● WRITTEN EXERCISE: Leave out the pictures and reproduce all of the data exactly.

☆ ☆ ☆ ☆ ☆

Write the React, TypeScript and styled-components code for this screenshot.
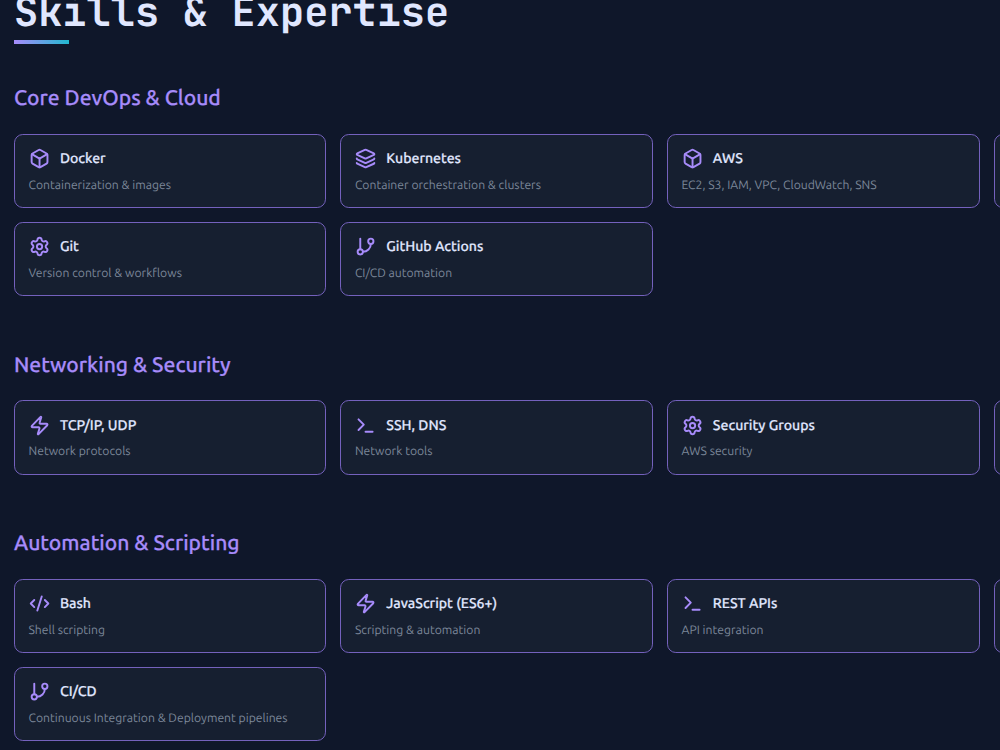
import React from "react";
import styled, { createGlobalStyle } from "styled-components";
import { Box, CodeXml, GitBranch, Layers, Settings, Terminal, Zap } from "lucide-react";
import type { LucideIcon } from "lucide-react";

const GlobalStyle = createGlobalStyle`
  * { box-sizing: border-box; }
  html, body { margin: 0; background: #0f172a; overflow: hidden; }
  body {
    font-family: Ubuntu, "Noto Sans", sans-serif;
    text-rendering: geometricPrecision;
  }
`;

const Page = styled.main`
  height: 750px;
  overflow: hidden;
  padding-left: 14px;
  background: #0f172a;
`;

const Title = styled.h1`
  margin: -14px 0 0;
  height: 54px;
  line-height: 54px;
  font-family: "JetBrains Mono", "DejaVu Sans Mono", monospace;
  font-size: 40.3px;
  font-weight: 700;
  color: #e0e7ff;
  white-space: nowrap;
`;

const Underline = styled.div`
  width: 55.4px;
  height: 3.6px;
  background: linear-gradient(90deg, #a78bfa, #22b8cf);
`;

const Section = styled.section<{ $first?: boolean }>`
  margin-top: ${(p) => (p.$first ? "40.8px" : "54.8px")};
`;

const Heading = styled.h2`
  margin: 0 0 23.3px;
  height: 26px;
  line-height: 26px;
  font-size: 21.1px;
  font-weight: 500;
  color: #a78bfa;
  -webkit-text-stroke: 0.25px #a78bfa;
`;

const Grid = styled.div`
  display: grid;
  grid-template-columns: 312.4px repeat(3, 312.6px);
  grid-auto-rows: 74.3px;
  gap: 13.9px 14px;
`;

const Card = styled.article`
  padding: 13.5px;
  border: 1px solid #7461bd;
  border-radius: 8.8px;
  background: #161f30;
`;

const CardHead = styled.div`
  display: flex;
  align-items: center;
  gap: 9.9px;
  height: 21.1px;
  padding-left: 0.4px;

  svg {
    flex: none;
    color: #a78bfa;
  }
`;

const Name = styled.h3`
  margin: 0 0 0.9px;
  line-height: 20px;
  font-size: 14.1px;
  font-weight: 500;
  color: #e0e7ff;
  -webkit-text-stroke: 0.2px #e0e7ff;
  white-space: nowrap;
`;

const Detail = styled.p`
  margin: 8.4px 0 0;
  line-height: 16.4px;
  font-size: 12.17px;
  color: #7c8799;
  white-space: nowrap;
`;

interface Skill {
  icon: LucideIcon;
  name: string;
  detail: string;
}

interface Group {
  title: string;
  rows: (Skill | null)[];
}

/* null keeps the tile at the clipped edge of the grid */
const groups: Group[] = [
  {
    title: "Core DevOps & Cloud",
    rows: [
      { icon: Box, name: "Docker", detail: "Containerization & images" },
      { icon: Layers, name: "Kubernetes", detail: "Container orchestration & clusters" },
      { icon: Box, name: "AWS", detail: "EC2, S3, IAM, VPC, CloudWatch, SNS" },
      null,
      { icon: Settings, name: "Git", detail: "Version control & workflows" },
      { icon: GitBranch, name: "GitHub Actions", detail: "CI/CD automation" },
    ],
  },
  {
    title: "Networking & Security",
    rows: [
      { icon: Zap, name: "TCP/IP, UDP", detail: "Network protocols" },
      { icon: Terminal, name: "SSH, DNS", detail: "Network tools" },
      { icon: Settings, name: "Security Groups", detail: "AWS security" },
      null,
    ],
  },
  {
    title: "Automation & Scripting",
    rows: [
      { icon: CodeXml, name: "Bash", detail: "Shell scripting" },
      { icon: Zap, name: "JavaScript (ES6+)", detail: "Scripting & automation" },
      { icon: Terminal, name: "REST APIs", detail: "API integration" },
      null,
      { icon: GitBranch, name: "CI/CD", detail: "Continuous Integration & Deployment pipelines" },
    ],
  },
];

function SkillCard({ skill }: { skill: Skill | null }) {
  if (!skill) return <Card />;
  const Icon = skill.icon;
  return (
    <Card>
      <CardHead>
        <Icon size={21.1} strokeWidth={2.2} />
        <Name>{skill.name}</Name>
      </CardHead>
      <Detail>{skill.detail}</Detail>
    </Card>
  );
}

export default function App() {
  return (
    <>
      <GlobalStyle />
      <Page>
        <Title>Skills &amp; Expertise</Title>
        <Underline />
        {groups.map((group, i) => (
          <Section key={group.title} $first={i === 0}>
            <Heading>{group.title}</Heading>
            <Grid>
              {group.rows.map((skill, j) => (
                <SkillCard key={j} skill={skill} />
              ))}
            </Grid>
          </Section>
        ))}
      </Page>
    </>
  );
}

☆ ☆ ☆ ☆ ☆

● OUTPUT OF THE EXERCISE:
Write the React, TypeScript and styled-components code for this screenshot.
import React from "react";
import styled, { createGlobalStyle } from "styled-components";
import { Box, CodeXml, GitBranch, Layers, Settings, Terminal, Zap } from "lucide-react";
import type { LucideIcon } from "lucide-react";

const GlobalStyle = createGlobalStyle`
  * { box-sizing: border-box; }
  html, body { margin: 0; background: #0f172a; overflow: hidden; }
  body {
    font-family: Ubuntu, "Noto Sans", sans-serif;
    text-rendering: geometricPrecision;
  }
`;

const Page = styled.main`
  height: 750px;
  overflow: hidden;
  padding-left: 14px;
  background: #0f172a;
`;

const Title = styled.h1`
  margin: -14px 0 0;
  height: 54px;
  line-height: 54px;
  font-family: "JetBrains Mono", "DejaVu Sans Mono", monospace;
  font-size: 40.3px;
  font-weight: 700;
  color: #e0e7ff;
  white-space: nowrap;
`;

const Underline = styled.div`
  width: 55.4px;
  height: 3.6px;
  background: linear-gradient(90deg, #a78bfa, #22b8cf);
`;

const Section = styled.section<{ $first?: boolean }>`
  margin-top: ${(p) => (p.$first ? "40.8px" : "54.8px")};
`;

const Heading = styled.h2`
  margin: 0 0 23.3px;
  height: 26px;
  line-height: 26px;
  font-size: 21.1px;
  font-weight: 500;
  color: #a78bfa;
  -webkit-text-stroke: 0.25px #a78bfa;
`;

const Grid = styled.div`
  display: grid;
  grid-template-columns: 312.4px repeat(3, 312.6px);
  grid-auto-rows: 74.3px;
  gap: 13.9px 14px;
`;

const Card = styled.article`
  padding: 13.5px;
  border: 1px solid #7461bd;
  border-radius: 8.8px;
  background: #161f30;
`;

const CardHead = styled.div`
  display: flex;
  align-items: center;
  gap: 9.9px;
  height: 21.1px;
  padding-left: 0.4px;

  svg {
    flex: none;
    color: #a78bfa;
  }
`;

const Name = styled.h3`
  margin: 0 0 0.9px;
  line-height: 20px;
  font-size: 14.1px;
  font-weight: 500;
  color: #e0e7ff;
  -webkit-text-stroke: 0.2px #e0e7ff;
  white-space: nowrap;
`;

const Detail = styled.p`
  margin: 8.4px 0 0;
  line-height: 16.4px;
  font-size: 12.17px;
  color: #7c8799;
  white-space: nowrap;
`;

interface Skill {
  icon: LucideIcon;
  name: string;
  detail: string;
}

interface Group {
  title: string;
  rows: (Skill | null)[];
}

/* null keeps the tile at the clipped edge of the grid */
const groups: Group[] = [
  {
    title: "Core DevOps & Cloud",
    rows: [
      { icon: Box, name: "Docker", detail: "Containerization & images" },
      { icon: Layers, name: "Kubernetes", detail: "Container orchestration & clusters" },
      { icon: Box, name: "AWS", detail: "EC2, S3, IAM, VPC, CloudWatch, SNS" },
      null,
      { icon: Settings, name: "Git", detail: "Version control & workflows" },
      { icon: GitBranch, name: "GitHub Actions", detail: "CI/CD automation" },
    ],
  },
  {
    title: "Networking & Security",
    rows: [
      { icon: Zap, name: "TCP/IP, UDP", detail: "Network protocols" },
      { icon: Terminal, name: "SSH, DNS", detail: "Network tools" },
      { icon: Settings, name: "Security Groups", detail: "AWS security" },
      null,
    ],
  },
  {
    title: "Automation & Scripting",
    rows: [
      { icon: CodeXml, name: "Bash", detail: "Shell scripting" },
      { icon: Zap, name: "JavaScript (ES6+)", detail: "Scripting & automation" },
      { icon: Terminal, name: "REST APIs", detail: "API integration" },
      null,
      { icon: GitBranch, name: "CI/CD", detail: "Continuous Integration & Deployment pipelines" },
    ],
  },
];

function SkillCard({ skill }: { skill: Skill | null }) {
  if (!skill) return <Card />;
  const Icon = skill.icon;
  return (
    <Card>
      <CardHead>
        <Icon size={21.1} strokeWidth={2.2} />
        <Name>{skill.name}</Name>
      </CardHead>
      <Detail>{skill.detail}</Detail>
    </Card>
  );
}

export default function App() {
  return (
    <>
      <GlobalStyle />
      <Page>
        <Title>Skills &amp; Expertise</Title>
        <Underline />
        {groups.map((group, i) => (
          <Section key={group.title} $first={i === 0}>
            <Heading>{group.title}</Heading>
            <Grid>
              {group.rows.map((skill, j) => (
                <SkillCard key={j} skill={skill} />
              ))}
            </Grid>
          </Section>
        ))}
      </Page>
    </>
  );
}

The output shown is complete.